Spectre (PG-13) This feels like a satisfying end for Daniel Craig’s run as James Bond. The British agent here battles a secret international terrorist organization that links all the Bond baddies dating back to Casino Royale. Christoph Waltz, who would seem born to play a Bond villain, is rather underwhelming here, but director Sam Mendes dials up even better action set pieces than he managed in Skyfall (including a spectacular opening in Mexico City) and the story manages to bring this damaged and emotionally remote Bond to a point where he finds something that’s worth walking away from the spy trade for. Also with Léa Seydoux, Ralph Fiennes, Ben Whishaw, Naomie Harris, Andrew Scott, Dave Bautista, Monica Bellucci, Rory Kinnear, Stephanie Sigman, Jesper Christensen, and Judi Dench.
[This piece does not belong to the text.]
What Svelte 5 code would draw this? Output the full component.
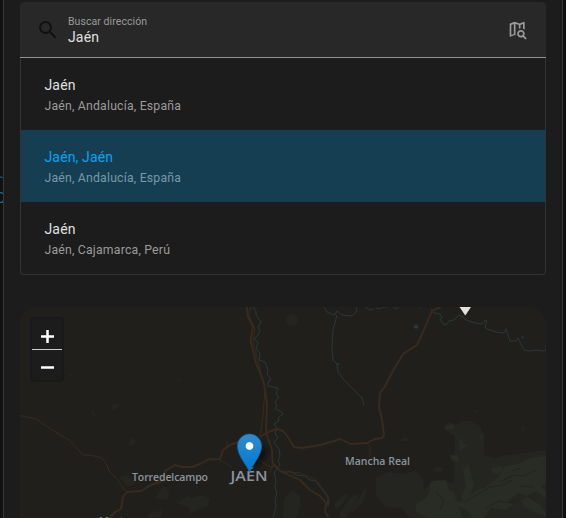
<script>
  let query = $state('Jaén');
  let active = $state(1);
  const results = [
    { name: 'Jaén', place: 'Jaén, Andalucía, España' },
    { name: 'Jaén, Jaén', place: 'Jaén, Andalucía, España' },
    { name: 'Jaén', place: 'Jaén, Cajamarca, Perú' }
  ];
</script>

<div class="page">
  <svg class="behind" width="3" height="30" viewBox="0 0 3 30" fill="none" stroke="#0876ad" stroke-width="1.3">
    <path d="M0 2q2 0 3 1" opacity=".6" /><path d="M0 18q2-1 3 1" /><path d="M0 27q2 1 3-1" />
  </svg>
  <main class="dialog">
    <div class="field">
      <svg class="search" width="24" height="24" viewBox="0 0 24 24">
        <path d="M15.5 14h-.79l-.28-.27A6.47 6.47 0 0 0 16 9.5 6.5 6.5 0 1 0 9.5 16c1.61 0 3.09-.59 4.23-1.57l.27.28v.79l5 4.99L20.49 19l-4.99-5zm-6 0C7.01 14 5 11.99 5 9.5S7.01 5 9.5 5 14 7.01 14 9.5 11.99 14 9.5 14z" />
      </svg>
      <label>
        <span>Buscar dirección</span>
        <input bind:value={query} spellcheck="false" />
      </label>
      <svg class="mapsearch" width="20" height="20" viewBox="0 0 24 24">
        <path d="M15.5 12c2.5 0 4.500 2 4.500 4.500 0 .88-.25 1.710-.69 2.400l3.080 3.100L21 23.390l-3.120-3.070c-.69.43-1.510.68-2.380.68-2.500 0-4.500-2-4.500-4.500s2-4.500 4.500-4.500m0 2a2.500 2.500 0 0 0 0 5 2.500 2.500 0 0 0 0-5M19.500 2a.5.5 0 0 1 .5.5v9.310c-.58-.65-1.250-1.120-2-1.430V4.700l-3 1.160v4.160a6 6 0 0 0-2 .48V5.870L9 4.470v12.660c.04.9.2 1.200.3 1.370L8 18.100l-5.340 2.070-.16.03a.5.5 0 0 1-.5-.5V4.600c0-.23.15-.41.36-.48L8 2.200l6 2.100 5.340-2.070zM4 5.860v12.030l3-1.160V4.700z" />
      </svg>
    </div>
    <ul class="results">
      {#each results as result, i}
        <li class:active={i === active}>
          <button onclick={() => (active = i)}>
            <span class="name">{result.name}</span>
            <span class="place">{result.place}</span>
          </button>
        </li>
      {/each}
    </ul>

    <section class="map">
      <svg class="tiles" width="526" height="211" viewBox="20 307 526 211">
        <defs>
          <linearGradient id="pin" x1="0" y1="0" x2="0" y2="1">
            <stop offset="0" stop-color="#318dcc" /><stop offset=".5" stop-color="#1682d0" /><stop offset="1" stop-color="#0078d3" />
          </linearGradient>
          <filter id="soft" x="-50%" y="-50%" width="200%" height="200%"><feGaussianBlur stdDeviation="3" /></filter>
        </defs>
        <g fill="#242520">
          <path d="M443 428L449 422L457 425L461 421L471 421L480 426L484 436L484 455L495 458L507 455L525 453L546 450V518H410L402 508L386 507L376 496V478L388 472L403 474L415 471L423 479L424 491L431 481L442 480L454 483L454 466L450 456L455 453L455 436L444 429Z" />
          <path d="M340 512l11-15 8-3-4 11-9 13h-6zM190 498l13-3 7 4-2 7-10 3-8 5z" />
          <path d="M284 499l8-9 8 6v10l-4 12h-13zM334 504l12-11 2 1-5 9-7 7zM365 489l2 1-5 14-10 8-4 1z" />
          <path d="M155 498l8-12 6 4-1 9-5 1zM177 503l13-8v13zM149 511l8 1 6-4-2 9h-13zM119 477l9-2 8 8-8 4zM112 405l7-2-3 6-4 1zM129 444l3-8 4 6-5 4zM176 378l6 4-3 1zM68 376l4-2 2 4zM92 410l3 3v4l-3-3z" />
          <circle cx="292" cy="320" r="6" />
          <path d="M401 438h9l-2 3h-6zM521 425l4 4-3 4zM436 467l8 1-3 4-7-1zM472 409l7 2-2 2z" />
        </g>
        <g fill="#292c25">
          <path d="M416 504L424 500L429 494L431 481L446 480L449 490L454 492L456 501L463 502L461 496L466 487L463 470L468 464L471 475L474 483L470 495L478 489L485 488L491 482L498 478L505 466L517 464L530 458L546 456V484L540 486L546 491V498L536 491L526 496L519 493L507 501L514 505L505 510L491 508L484 518H472L467 510L458 506L463 518H427L416 511Z" />
          <path d="M520 499l8-2 12 8 6 7v4l-11-4-10-5zM444 427l9-3 2 4-7 2zM459 442l3-5 1 7 4 1-7 6zM450 455l8 1 1 6-8-3zM491 468l10-2 3 3-7 5-5-2zM479 436l5-2-2 6z" />
        </g>
        <g fill="none" stroke="#23241f" stroke-width="1.2">
          <path d="M486 508l13-7 11 2 14-5M464 502l14-8 12-7 13-2 9-5M500 482l14-7 10 1 12-6M520 486l14 1M512 471l9-3M436 492l8 9-4 9" />
        </g>
        <g class="water">
          <path d="M253 307L256 311L256 315L261 322L258 327L260 331L257 336L254 339L258 342L256 349L260 353L259 360L265 362L268 370L267 374L271 379L268 382L268 386L273 387L278 388L276 394L279 397L275 402L277 406L275 409L280 411L283 414L278 418L279 421L274 424L277 428L275 434L278 437L274 443L279 449L280 456L278 461L280 465L276 470L274 473L276 480L275 487L277 493L275 500L276 507L273 518" />
          <path d="M324 307L327 312L331 314L335 315L337 311L342 315L352 316L357 311L356 307M365 307L370 310L374 309M337 315L333 330L332 350L333 360L337 364L338 372L344 380L353 389L358 394L362 398L364 405" />
          <path d="M376 308L380 309L383 307L388 307M393 307L396 309L399 307M418 307h2M431 309L434 313L440 314L442 317L440 319L443 324L446 325L449 321L454 320L459 315L463 317L466 320L475 323L482 324L485 320L487 321L485 327L487 329L496 332L504 333L506 329L510 341L516 341L518 338L524 350L530 351L536 350L543 351L546 350V345" />
          <path d="M281 471L284 473L290 471L296 475L305 476L310 480L316 481L320 487L325 493L329 500L328 506" />
        </g>
        <g fill="#29383b"><path d="M413 327l3-3 3 3-3 2zM521 337l3-1-1 3zM336 363l5 1-3 1z" /></g>
        <g class="roads">
          <path class="thin" d="M20 415.500l16 3.500 18 12 15 9 14 15 9 .5 10 2.500 5 7 2 6 8 8 8 12" />
          <path d="M109 518L115 512L121 509L123 497L127 492L141 491L149 486L162 481L165 471L170 468L175 465L182 467L192 467L200 464L208 459.500L220 459L223 450L230 445L238 442" />
          <path d="M247 307L248 317L253 327L250.500 340L256 363L264 383L267 403L266 433L272 450L272.500 463L280 471L300 480L310 490L320 496L326 503L325 512L329 518" />
          <path class="thin" d="M251 307L249 314L251 320L255 328L253 342L259 365L262 377L265 390L263 415L260 437M227 442v6M245 448L258 458L267 466L276 467M274 464L269 473M220 460L232 467" />
          <path d="M260 437L268 432L277 429L283 431L288 437L294 447L302 448L320 445L334 441L340 439L351 444L367 443L375 439L382 438L384 435L382 420L379 407L380 393L385 386L394 369L403 354L417 345L423 332L432 311L441 307" />
          <path class="thin" d="M367 443L370 447L370 457M280 471L300 473L315 479L328 495L327 506" />
        </g>
        <path d="M459.500 307h11.500l-5.700 8.500z" fill="#e4e2dd" />
        <g class="labels">
          <text x="132" y="480.600" font-size="10.500" textLength="76">Torredelcampo</text>
          <text x="345" y="465.300" font-size="10.500" textLength="65">Mancha Real</text>
          <text x="230.500" y="481" font-size="13.800" textLength="37" lengthAdjust="spacingAndGlyphs">JAÉN</text>
          <text x="99" y="524.800" font-size="10.500">Martos</text>
        </g>
        <ellipse cx="259" cy="457" rx="4" ry="12" fill="#000" opacity=".65" transform="rotate(35 259 457)" filter="url(#soft)" />
        <path d="M249.500 472c-2-6-12-16-12-26a12 12 0 0 1 24 0c0 10-10 20-12 26z" fill="url(#pin)" stroke="#1769a8" stroke-width=".8" />
        <circle cx="249.500" cy="446" r="4.300" fill="#fff" stroke="#1769a8" stroke-width=".7" />
      </svg>
      <div class="zoom">
        <button aria-label="Acercar"><svg width="13" height="13" viewBox="0 0 13 13"><path d="M0 6.500h13M6.500 0v13" /></svg></button>
        <button aria-label="Alejar"><svg width="13" height="13" viewBox="0 0 13 13"><path d="M0 6.500h13" /></svg></button>
      </div>
    </section>
  </main>
</div>

<style>
  :global(body) { margin: 0; background: #111; }
  .page { position: relative; box-sizing: border-box; width: 566px; height: 518px; padding: 0 3px; overflow: hidden; background: #111; font-family: Roboto, sans-serif; }
  .behind { position: absolute; left: 0; top: 175px; }
  .dialog { box-sizing: border-box; height: 518px; padding: 2px 16px 0; border: solid #393939; border-width: 0 1px; background: #1c1c1c; }
  .field { box-sizing: border-box; display: flex; align-items: center; width: 526px; height: 56px; padding: 0 18px 0 16px; border-bottom: 1px solid #929292; border-radius: 4px 4px 0 0; background: #282828; }
  .search { fill: #111; }
  .mapsearch { fill: #9b9b9b; }
  label { display: flex; flex: 1; flex-direction: column; padding: 2px 0 0 8px; }
  label span { color: #9b9b9b; font-size: 10.500px; line-height: 14px; letter-spacing: .07px; }
  input { width: 300px; height: 18px; margin: -1px 0 1px; padding: 0; border: 0; outline: 0; background: none; color: #e1e1e1; font: 14px/18px Roboto, sans-serif; letter-spacing: .15px; }
  .results { box-sizing: border-box; width: 526px; height: 217px; margin: 0; padding: 0; list-style: none; border: solid #333; border-width: 0 1px 1px; border-radius: 0 0 4px 4px; overflow: hidden; }
  li { height: 72px; }
  li button { display: flex; flex-direction: column; width: 100%; height: 72px; padding: 17px 23.500px 0; border: 0; background: none; text-align: left; font-family: inherit; }
  .name { color: #e1e1e1; font-size: 14px; line-height: 20px; letter-spacing: .15px; }
  .place { color: #9b9b9b; font-size: 12.250px; line-height: 22px; letter-spacing: .2px; }
  .active { background: #153e53; }
  .active .name { color: #03a4f8; }
  .active .place { color: #7799a8; }
  .map { position: relative; width: 526px; height: 211px; margin-top: 32px; border-radius: 16px 16px 0 0; overflow: hidden; background: #211f1c; }
  .tiles { display: block; }
  .water path { fill: none; stroke: #29383b; stroke-width: 1; }
  .roads path { fill: none; stroke: #382b1e; stroke-width: 1.900; stroke-linejoin: round; }
  .roads .thin { stroke-width: 1; }
  .labels { fill: #8b949d; font-family: "Open Sans", sans-serif; font-weight: 600; }
  .zoom { position: absolute; left: 10px; top: 10px; border: 2px solid #191919; border-radius: 4px; background: #1c1c1c; }
  .zoom button { box-sizing: border-box; display: flex; align-items: flex-start; justify-content: center; width: 30px; height: 30px; padding: 10.500px 0 0 1px; border: 0; background: none; }
  .zoom button:first-child { height: 31px; border-bottom: 1px solid #ccc; }
  .zoom button:first-child { padding-top: 11px; }
  .zoom path { stroke: #fff; stroke-width: 2.500; }
</style>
Spotlight (R) Unflashy but superb. This wide-ranging ensemble piece stars Michael Keaton, Mark Ruffalo, Rachel McAdams, and Brian D’Arcy James as the four Boston Globe reporter who break the 2002 story about the Catholic Church covering up for pedophile priests. This is a bigger movie than Tom McCarthy (The Station Agent) has ever attempted, and he gives it the unstoppable momentum of a boulder bounding down a steep hill. The characterizations of the principals could have been sharper and the movie ends too abruptly, but the details of journalism work and the politics of Boston make for gripping viewing. The simple heroism of these reporters who do their jobs shines brightly amid the darkness. Also with Live Schreiber, John Slattery, Stanley Tucci, Billy Crudup, Neal Huff, Jamey Sheridan, Paul Guilfoyle, and Len Cariou.
Dallas Exclusives
Don Verdean (PG-13) Sam Rockwell star in this comedy by Jared and Jerusha Hess (Napoleon Dynamite) about a Biblical archeologist who fabricates artifacts to inspire the faithful. Also with Amy Ryan, Jemaine Clement, Danny McBride, Will Forte, Steve Park, and Leslie Bibb.
A Royal Night Out (PG-13) Sarah Gadon and Bel Powley star as Princesses Elizabeth and Margaret, who slip the royal guards and mingle with the people on V-E Day in 1945. Also with Emily Watson, Rupert Everett, Mark Hadfield, Jack Gordon, Ruth Sheen, and Roger Allam.